We were still watching the glass when Aunt Verdella opened the door, letting the cold air in. She prattled about the good sale on Maxwell House coffee as she shoved her bag into the backseat and slipped in next to me,
brrrrrrr
ing. She took off her crocheted hat, shaking it, sprinkling my skin. “Oh, I’m sorry, Button.” She giggled as she dabbed at my cheek with the cuff of her wool coat. When I went back to staring at the windshield and she saw that Uncle Rudy was doing the same, she leaned forward and looked out, asking what we were looking at. I told her, and she sat back. “Hmm, I always thought opposites attract. That’s what they always say anyway.”

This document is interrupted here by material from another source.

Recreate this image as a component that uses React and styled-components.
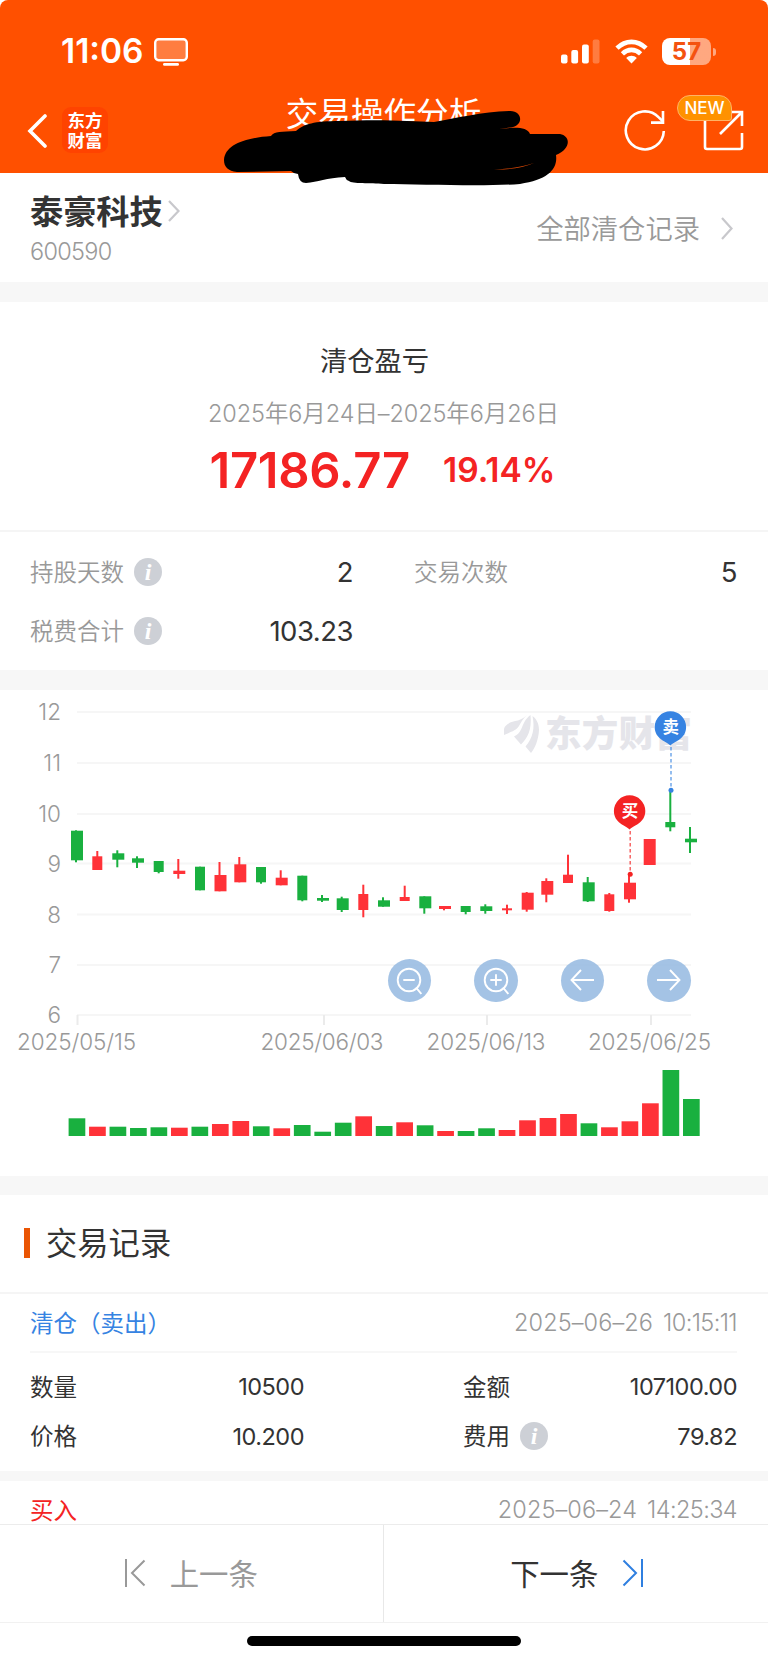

Ever since that day, when I met somebody new, they’d be talking, or smiling at me, or someone else, and I’d quickly determine if they were a raindrop or a snowflake. Because if they were a raindrop like me—colorless and soft, so ordinary that
no one could pick them out of a crowd—then that could mean that maybe we’d join together and slip down the halls, two drops in the same stream.

I stared at Winnalee as she rolled on her side and curled her legs up. She was a snowflake for sure. Intricate and sharp, sparklingly beautiful. So unique you’d never mistake somebody else for her. So I was confused. How was it that we—a snowflake and a raindrop—could defy nature as we were doing, melding together—twice—to slip down the same path?

“It feels the same, you and me,” I whispered, and Winnalee stirred, and murmured, “Yeah … but I’m not the same, Button. Maybe I seem like it, because being back here is making me feel little again, but I’m not the same anymore. Not at all.”

I tugged my pillow down, folding it over to tuck under my head, and stared at the dark smudges of vines on the wallpaper. Winnalee was half sleeping. High. And wrong.

I was dangling on the verge of sleep when Winnalee flipped onto her back. “Shit,” she mumbled.

“What is it?” I asked.

“I forgot to bring my plants in. They need water.”

The plants that were in her van. Herbs perhaps. Or maybe some variety of flowers that, when they bloomed, would look so magical that you could believe fairies danced on them while you slept. “I’ll get them,” I told her, and she murmured a thank-you.

I grabbed my new stationery to bring downstairs, knowing I was still too excited to sleep, then went out and grabbed the two heavy plants from the van. I lugged them into the spare room downstairs, the one with the bed that sunk in the middle, and put them under the window, alongside Aunt Verdella’s tomato starter plants. I watered them, then fingered the wilty long leaves in apology. I’d always pitied neglected
plants. They were like children nobody bothered to pour milk for.